## OBJECTIVE:
Return the listing below exactly, with the pictures dropped.

## INFORMATION SHOWN:
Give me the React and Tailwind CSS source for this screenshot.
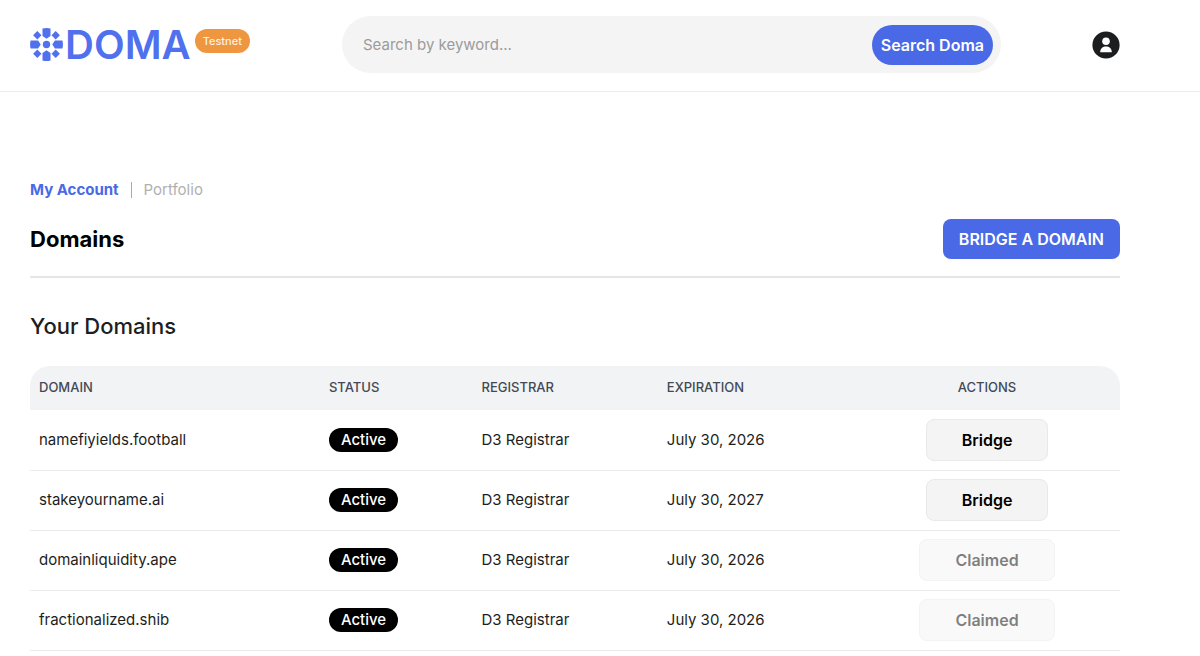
import { useState } from "react";

const domains = [
  { name: "namefiyields.football", registrar: "D3 Registrar", expiration: "July 30, 2026", claimed: false },
  { name: "stakeyourname.ai", registrar: "D3 Registrar", expiration: "July 30, 2027", claimed: false },
  { name: "domainliquidity.ape", registrar: "D3 Registrar", expiration: "July 30, 2026", claimed: true },
  { name: "fractionalized.shib", registrar: "D3 Registrar", expiration: "July 30, 2026", claimed: true },
];

function LogoMark() {
  return (
    <svg viewBox="0.5 0.5 33 33" className="w-[33px] h-[33px] shrink-0" fill="currentColor" aria-hidden="true">
      <circle cx="17" cy="17" r="3.7" />
      {[0, 90, 180, 270].map((angle) => (
        <g key={angle} transform={`rotate(${angle} 17 17)`}>
          {/* straight petal */}
          <path d="M13 1.1Q17 0.1 21 1.1V8.6L17 11.2L13 8.6Z" />
          {/* diagonal petal */}
          <path d="M26.2 3.6L30.4 7.8L26.2 12L22 7.8Z" />
        </g>
      ))}
    </svg>
  );
}

function AccountIcon() {
  return (
    <svg viewBox="0 0 28 28" className="w-7 h-7" aria-hidden="true">
      <circle cx="14" cy="14" r="13.6" fill="#1b1d1f" />
      <circle cx="14" cy="10.2" r="3.8" fill="#fff" />
      <path d="M8.2 21.2C8.2 17.4 10.8 15.4 14 15.4S19.8 17.4 19.8 21.2Z" fill="#fff" />
    </svg>
  );
}

function Header() {
  const [keyword, setKeyword] = useState("");

  return (
    <header className="flex items-center pt-4 pb-[18px] pl-[30px] pr-20 border-b border-[#ececec]">
      <div className="w-[312px] shrink-0 flex items-center">
        <a href="#" className="flex items-center gap-[2px] text-[#5170ee]">
          <LogoMark />
          <span className="text-[40px] leading-10 font-semibold">DOMA</span>
        </a>
        <span className="ml-1 mb-2 px-2 py-1 rounded-full bg-[#ef9640] text-[#fdf0e0] text-[11px] leading-4 font-medium">
          Testnet
        </span>
      </div>

      <form
        onSubmit={(e) => e.preventDefault()}
        className="flex-1 min-w-0 h-[57px] flex items-center rounded-full bg-[#f4f4f4] pl-[21px] pr-2"
      >
        <input
          type="text"
          aria-label="Search by keyword"
          placeholder="Search by keyword..."
          className="flex-1 min-w-0 h-10 bg-transparent text-[15px] outline-none placeholder:text-[#9b9b9b]"
          value={keyword}
          onChange={(e) => setKeyword(e.target.value)}
        />
        <button type="submit" className="h-10 px-[9px] rounded-full bg-[#4969e6] text-white text-base font-semibold">
          Search Doma
        </button>
      </form>

      <button type="button" aria-label="Account" className="ml-[91px] shrink-0">
        <AccountIcon />
      </button>
    </header>
  );
}

function DomainsTable() {
  return (
    <table className="w-full table-fixed text-left text-[15px] text-[#1c1e21]">
      <thead className="text-[13px] text-[#434955]">
        <tr className="h-11">
          <th className="w-[26.6%] px-[9px] font-medium bg-[#f2f3f5] rounded-tl-[20px]">DOMAIN</th>
          <th className="w-[14%] px-[9px] font-medium bg-[#f2f3f5]">STATUS</th>
          <th className="w-[17%] px-[9px] font-medium bg-[#f2f3f5]">REGISTRAR</th>
          <th className="w-[18%] px-[9px] font-medium bg-[#f2f3f5]">EXPIRATION</th>
          <th className="px-[9px] font-medium bg-[#f2f3f5] rounded-tr-[20px] text-center">ACTIONS</th>
        </tr>
      </thead>
      <tbody>
        {domains.map((domain) => (
          <tr key={domain.name} className="h-[60px] border-b border-[#ececec]">
            <td className="px-[9px]">{domain.name}</td>
            <td className="px-[9px]">
              <span className="inline-block px-3 rounded-full bg-black text-white leading-6 font-medium">Active</span>
            </td>
            <td className="px-[9px]">{domain.registrar}</td>
            <td className="px-[9px]">{domain.expiration}</td>
            <td className="px-[9px] text-center">
              <button
                type="button"
                disabled={domain.claimed}
                className="h-[42px] px-[35px] rounded-lg border border-[#e9e9e9] bg-[#f4f4f4] text-black text-base font-semibold disabled:opacity-50"
              >
                {domain.claimed ? "Claimed" : "Bridge"}
              </button>
            </td>
          </tr>
        ))}
      </tbody>
    </table>
  );
}

export default function App() {
  return (
    <div className="bg-white font-['Inter',sans-serif]">
      <Header />
      <main className="pt-[86px] pl-[30px] pr-20">
        <nav className="flex items-center gap-3 text-[15px] leading-6">
          <a href="#" className="font-bold text-[#4969e6]">My Account</a>
          <span className="w-px h-4 bg-[#a9a9a9]" />
          <a href="#" className="text-[#b0b0b0]">Portfolio</a>
        </nav>

        <div className="mt-[17px] pb-[17px] flex items-center justify-between border-b-2 border-[#e6e6e6]">
          <h1 className="text-[22px] font-bold text-black">Domains</h1>
          <button type="button" className="h-10 px-4 rounded-lg bg-[#4969e6] text-white text-base font-semibold">
            BRIDGE A DOMAIN
          </button>
        </div>

        <h2 className="mt-8 mb-6 text-[22px] leading-8 font-medium text-[#1c1e21]">Your Domains</h2>
        <DomainsTable />
      </main>
    </div>
  );
}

## TASK SOLUTION:
Give me the React and Tailwind CSS source for this screenshot.
import { useState } from "react";

const domains = [
  { name: "namefiyields.football", registrar: "D3 Registrar", expiration: "July 30, 2026", claimed: false },
  { name: "stakeyourname.ai", registrar: "D3 Registrar", expiration: "July 30, 2027", claimed: false },
  { name: "domainliquidity.ape", registrar: "D3 Registrar", expiration: "July 30, 2026", claimed: true },
  { name: "fractionalized.shib", registrar: "D3 Registrar", expiration: "July 30, 2026", claimed: true },
];

function LogoMark() {
  return (
    <svg viewBox="0.5 0.5 33 33" className="w-[33px] h-[33px] shrink-0" fill="currentColor" aria-hidden="true">
      <circle cx="17" cy="17" r="3.7" />
      {[0, 90, 180, 270].map((angle) => (
        <g key={angle} transform={`rotate(${angle} 17 17)`}>
          {/* straight petal */}
          <path d="M13 1.1Q17 0.1 21 1.1V8.6L17 11.2L13 8.6Z" />
          {/* diagonal petal */}
          <path d="M26.2 3.6L30.4 7.8L26.2 12L22 7.8Z" />
        </g>
      ))}
    </svg>
  );
}

function AccountIcon() {
  return (
    <svg viewBox="0 0 28 28" className="w-7 h-7" aria-hidden="true">
      <circle cx="14" cy="14" r="13.6" fill="#1b1d1f" />
      <circle cx="14" cy="10.2" r="3.8" fill="#fff" />
      <path d="M8.2 21.2C8.2 17.4 10.8 15.4 14 15.4S19.8 17.4 19.8 21.2Z" fill="#fff" />
    </svg>
  );
}

function Header() {
  const [keyword, setKeyword] = useState("");

  return (
    <header className="flex items-center pt-4 pb-[18px] pl-[30px] pr-20 border-b border-[#ececec]">
      <div className="w-[312px] shrink-0 flex items-center">
        <a href="#" className="flex items-center gap-[2px] text-[#5170ee]">
          <LogoMark />
          <span className="text-[40px] leading-10 font-semibold">DOMA</span>
        </a>
        <span className="ml-1 mb-2 px-2 py-1 rounded-full bg-[#ef9640] text-[#fdf0e0] text-[11px] leading-4 font-medium">
          Testnet
        </span>
      </div>

      <form
        onSubmit={(e) => e.preventDefault()}
        className="flex-1 min-w-0 h-[57px] flex items-center rounded-full bg-[#f4f4f4] pl-[21px] pr-2"
      >
        <input
          type="text"
          aria-label="Search by keyword"
          placeholder="Search by keyword..."
          className="flex-1 min-w-0 h-10 bg-transparent text-[15px] outline-none placeholder:text-[#9b9b9b]"
          value={keyword}
          onChange={(e) => setKeyword(e.target.value)}
        />
        <button type="submit" className="h-10 px-[9px] rounded-full bg-[#4969e6] text-white text-base font-semibold">
          Search Doma
        </button>
      </form>

      <button type="button" aria-label="Account" className="ml-[91px] shrink-0">
        <AccountIcon />
      </button>
    </header>
  );
}

function DomainsTable() {
  return (
    <table className="w-full table-fixed text-left text-[15px] text-[#1c1e21]">
      <thead className="text-[13px] text-[#434955]">
        <tr className="h-11">
          <th className="w-[26.6%] px-[9px] font-medium bg-[#f2f3f5] rounded-tl-[20px]">DOMAIN</th>
          <th className="w-[14%] px-[9px] font-medium bg-[#f2f3f5]">STATUS</th>
          <th className="w-[17%] px-[9px] font-medium bg-[#f2f3f5]">REGISTRAR</th>
          <th className="w-[18%] px-[9px] font-medium bg-[#f2f3f5]">EXPIRATION</th>
          <th className="px-[9px] font-medium bg-[#f2f3f5] rounded-tr-[20px] text-center">ACTIONS</th>
        </tr>
      </thead>
      <tbody>
        {domains.map((domain) => (
          <tr key={domain.name} className="h-[60px] border-b border-[#ececec]">
            <td className="px-[9px]">{domain.name}</td>
            <td className="px-[9px]">
              <span className="inline-block px-3 rounded-full bg-black text-white leading-6 font-medium">Active</span>
            </td>
            <td className="px-[9px]">{domain.registrar}</td>
            <td className="px-[9px]">{domain.expiration}</td>
            <td className="px-[9px] text-center">
              <button
                type="button"
                disabled={domain.claimed}
                className="h-[42px] px-[35px] rounded-lg border border-[#e9e9e9] bg-[#f4f4f4] text-black text-base font-semibold disabled:opacity-50"
              >
                {domain.claimed ? "Claimed" : "Bridge"}
              </button>
            </td>
          </tr>
        ))}
      </tbody>
    </table>
  );
}

export default function App() {
  return (
    <div className="bg-white font-['Inter',sans-serif]">
      <Header />
      <main className="pt-[86px] pl-[30px] pr-20">
        <nav className="flex items-center gap-3 text-[15px] leading-6">
          <a href="#" className="font-bold text-[#4969e6]">My Account</a>
          <span className="w-px h-4 bg-[#a9a9a9]" />
          <a href="#" className="text-[#b0b0b0]">Portfolio</a>
        </nav>

        <div className="mt-[17px] pb-[17px] flex items-center justify-between border-b-2 border-[#e6e6e6]">
          <h1 className="text-[22px] font-bold text-black">Domains</h1>
          <button type="button" className="h-10 px-4 rounded-lg bg-[#4969e6] text-white text-base font-semibold">
            BRIDGE A DOMAIN
          </button>
        </div>

        <h2 className="mt-8 mb-6 text-[22px] leading-8 font-medium text-[#1c1e21]">Your Domains</h2>
        <DomainsTable />
      </main>
    </div>
  );
}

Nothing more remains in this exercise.